Blast hits police building in Pakistan, 11 dead

LAHORE: A suicide car bomber struck a building where police interrogate high-value suspects in Pakistan's eastern city of Lahore on Monday, killing at least 11 people and wounding 61 more including women taking children to school, officials said.

The attack broke what had been a relative lull in major violence in Pakistan, a nuclear-armed country reviled by some militant groups for its alliance with the U.S. It also showed that insurgents retain the ability to strike the country's heartland, far from the Afghan border regions where al-Qaida and the Taliban have long thrived, despite army offensives aimed at wiping them out.

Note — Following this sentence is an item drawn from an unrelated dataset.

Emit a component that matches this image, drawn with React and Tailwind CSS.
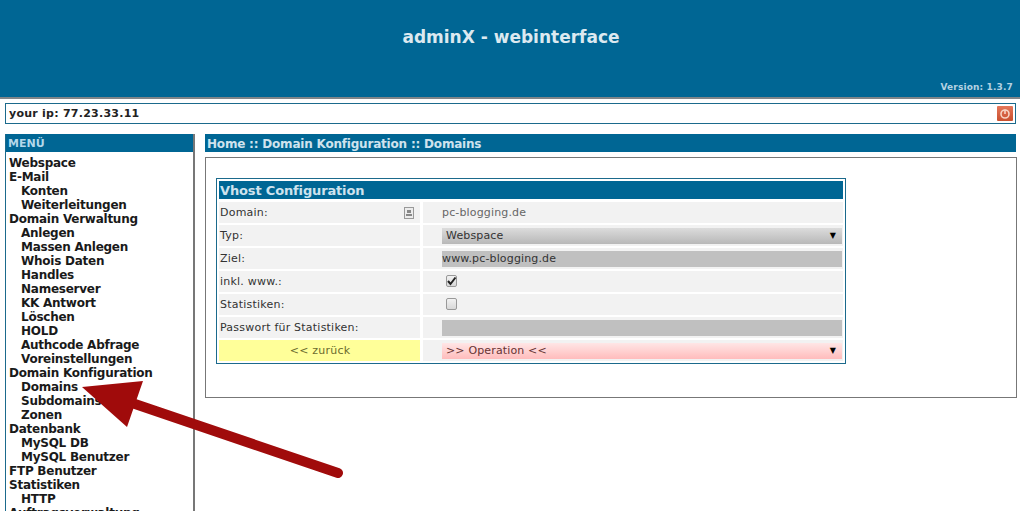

No group immediately claimed responsibility, but suspicion immediately fell on the Pakistani Taliban and allied militant groups. Those groups are believed responsible for a wave of attacks that killed more than 600 people starting in October, including several in major Pakistani cities. More recent attacks have been smaller and confined to remote northwest regions near Afghanistan.

The bomb blast Monday comes amid reports of a Pakistani crackdown on Afghan Taliban and al-Qaida operatives using its soil. Among the militants said to have been arrested is the Afghan Taliban's No. 2 commander, Mullah Abdul Ghani Baradar.

The explosion went off outside a Punjab province police building, police official Zulfikar Hameed said. TV footage showed a huge crater in the ground where the blast seemed to have originated.

"This place was used to interrogate important suspects, but presently there was none such suspect, but more then 40 staff were manning the place," Lahore police chief Pervez Rathore said.

Noorul Huda, a student at a nearby religious school, was in his first class when the blast shook the area, he told TV reporters.

"With the huge bang, blocks and pieces of the roof fell upon us and six of us were wounded," said the young man, who suffered a head injury that was covered by a bloodstained cloth. "It was total chaos outside and people were running and crying for help."

Residents in the neighborhood had filed complaints urging authorities to move the unmarked interrogation facility out of the area so the street wouldn't become a target for an attack, said Mohammad Musharraf, who lives nearby.

"My whole house was shaken and I thought it was an earthquake," he said. "A window dislodged and fell on my son, fracturing his arm."

Lahore government official Khusro Pervez said 11 people had died and several of the 61 people wounded were in critical condition. It appeared the suicide bomber rammed his explosives-laden car into the perimeter wall.

Hospital official Jawed Akram said the dead included at least one woman and a young girl, apparently part of a group heading to a school. Several women were wounded, Pervez said.

"People are coming with multiple wounds, many with head injuries and broken limbs," Akram said.

Parts of the brick building appeared to have collapsed, and there were piles of bricks and metal everywhere at the site, the footage showed. Other nearby buildings, including a mosque, also were damaged. Ambulances rushed to the area.

Militant attacks in Pakistan frequently target security forces, though civilian targets have not escaped. During the bloody wave of attacks that began in October — coinciding with a major army ground offensive against the Pakistani Taliban in South Waziristan tribal area — Lahore was hit several times.

In mid-October, three groups of gunmen attacked three separate security facilities in the eastern city, a rampage that left 28 dead. Twin suicide bombings at a market in Lahore in December killed nearly 50 people.